__Working data__.
--- Begin ---

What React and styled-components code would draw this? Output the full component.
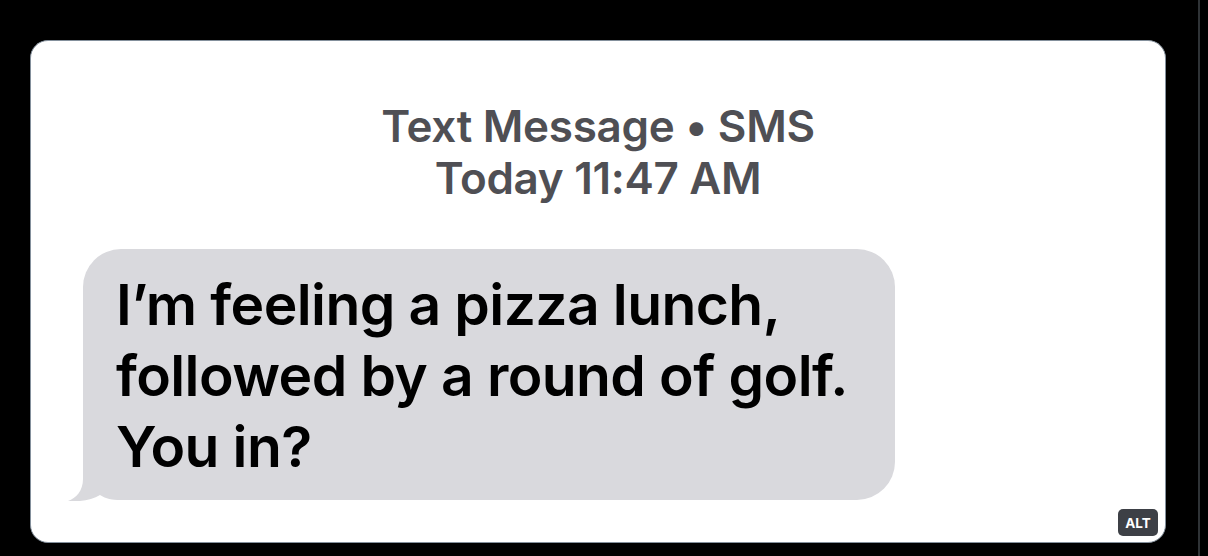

--- End ---
--- Begin ---

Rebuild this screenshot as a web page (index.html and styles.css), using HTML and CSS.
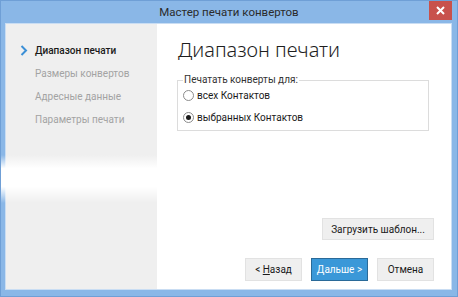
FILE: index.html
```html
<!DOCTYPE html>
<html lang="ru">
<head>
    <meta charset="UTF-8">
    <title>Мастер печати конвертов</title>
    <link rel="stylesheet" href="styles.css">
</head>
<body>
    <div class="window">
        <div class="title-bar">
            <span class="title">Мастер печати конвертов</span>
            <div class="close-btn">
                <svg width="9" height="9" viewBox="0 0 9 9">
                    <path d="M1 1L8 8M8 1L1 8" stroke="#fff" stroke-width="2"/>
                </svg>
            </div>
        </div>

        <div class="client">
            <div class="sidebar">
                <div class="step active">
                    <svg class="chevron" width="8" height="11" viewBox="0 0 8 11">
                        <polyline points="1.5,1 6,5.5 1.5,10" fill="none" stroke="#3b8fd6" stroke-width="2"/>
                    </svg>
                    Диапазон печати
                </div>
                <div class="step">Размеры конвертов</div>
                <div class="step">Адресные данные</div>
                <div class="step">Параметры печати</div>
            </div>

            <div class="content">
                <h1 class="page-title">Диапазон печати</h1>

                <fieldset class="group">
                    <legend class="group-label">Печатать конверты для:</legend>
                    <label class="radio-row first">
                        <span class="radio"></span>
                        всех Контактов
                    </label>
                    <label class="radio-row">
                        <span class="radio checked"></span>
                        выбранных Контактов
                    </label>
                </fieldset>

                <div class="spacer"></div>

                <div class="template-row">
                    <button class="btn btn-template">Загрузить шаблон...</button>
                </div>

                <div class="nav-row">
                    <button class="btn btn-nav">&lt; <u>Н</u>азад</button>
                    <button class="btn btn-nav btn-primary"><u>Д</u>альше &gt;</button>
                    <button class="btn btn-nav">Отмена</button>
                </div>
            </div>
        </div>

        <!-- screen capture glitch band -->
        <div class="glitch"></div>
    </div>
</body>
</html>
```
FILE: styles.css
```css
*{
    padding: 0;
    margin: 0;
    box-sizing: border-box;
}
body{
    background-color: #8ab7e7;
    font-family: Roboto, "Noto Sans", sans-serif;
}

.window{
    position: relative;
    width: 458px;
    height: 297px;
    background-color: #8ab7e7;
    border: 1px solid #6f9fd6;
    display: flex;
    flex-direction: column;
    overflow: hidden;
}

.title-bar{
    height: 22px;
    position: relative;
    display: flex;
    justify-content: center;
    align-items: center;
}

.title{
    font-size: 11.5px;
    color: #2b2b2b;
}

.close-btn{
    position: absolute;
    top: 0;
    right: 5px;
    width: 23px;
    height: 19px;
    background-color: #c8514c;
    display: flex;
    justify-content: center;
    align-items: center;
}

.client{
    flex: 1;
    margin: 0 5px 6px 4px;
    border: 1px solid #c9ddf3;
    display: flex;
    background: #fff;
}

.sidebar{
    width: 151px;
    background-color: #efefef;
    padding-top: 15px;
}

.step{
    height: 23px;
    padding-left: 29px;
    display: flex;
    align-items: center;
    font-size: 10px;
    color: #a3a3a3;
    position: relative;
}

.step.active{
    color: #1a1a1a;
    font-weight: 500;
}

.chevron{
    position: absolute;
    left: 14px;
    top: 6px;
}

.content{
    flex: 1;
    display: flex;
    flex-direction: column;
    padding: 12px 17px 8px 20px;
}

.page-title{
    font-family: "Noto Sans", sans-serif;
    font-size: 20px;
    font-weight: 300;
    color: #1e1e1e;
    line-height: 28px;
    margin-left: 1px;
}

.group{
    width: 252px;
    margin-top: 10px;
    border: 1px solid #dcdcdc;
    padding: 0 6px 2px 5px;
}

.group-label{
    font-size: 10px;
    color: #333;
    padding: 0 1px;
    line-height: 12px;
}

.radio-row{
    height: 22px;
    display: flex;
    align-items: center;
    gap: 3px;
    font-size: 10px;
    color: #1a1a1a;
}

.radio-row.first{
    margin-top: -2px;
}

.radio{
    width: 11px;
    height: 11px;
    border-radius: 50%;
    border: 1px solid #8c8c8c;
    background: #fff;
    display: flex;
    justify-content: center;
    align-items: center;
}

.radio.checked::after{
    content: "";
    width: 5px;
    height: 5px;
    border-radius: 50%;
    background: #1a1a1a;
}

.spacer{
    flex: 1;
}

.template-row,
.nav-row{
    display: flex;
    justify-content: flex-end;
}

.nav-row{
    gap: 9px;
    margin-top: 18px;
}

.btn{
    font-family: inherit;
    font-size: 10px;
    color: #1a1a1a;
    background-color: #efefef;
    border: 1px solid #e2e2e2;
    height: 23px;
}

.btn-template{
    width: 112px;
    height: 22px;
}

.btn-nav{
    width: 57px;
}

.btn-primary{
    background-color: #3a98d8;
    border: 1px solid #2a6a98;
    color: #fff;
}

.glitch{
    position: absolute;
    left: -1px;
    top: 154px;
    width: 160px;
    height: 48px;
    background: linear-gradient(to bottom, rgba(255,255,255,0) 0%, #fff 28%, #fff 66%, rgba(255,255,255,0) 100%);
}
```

--- End ---
--- Begin ---

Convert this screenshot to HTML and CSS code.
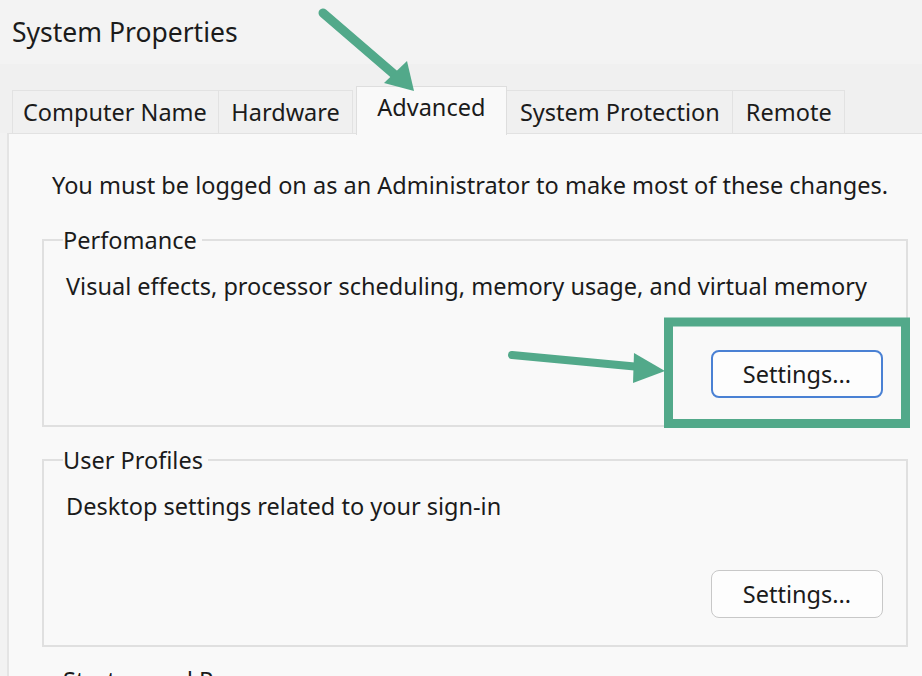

--- End ---

__Description of the task__.
Every line of the listing that holds "screenshot" should be found and copied.

__Worked solution__.
Rebuild this screenshot as a web page (index.html and styles.css), using HTML and CSS.
Convert this screenshot to HTML and CSS code.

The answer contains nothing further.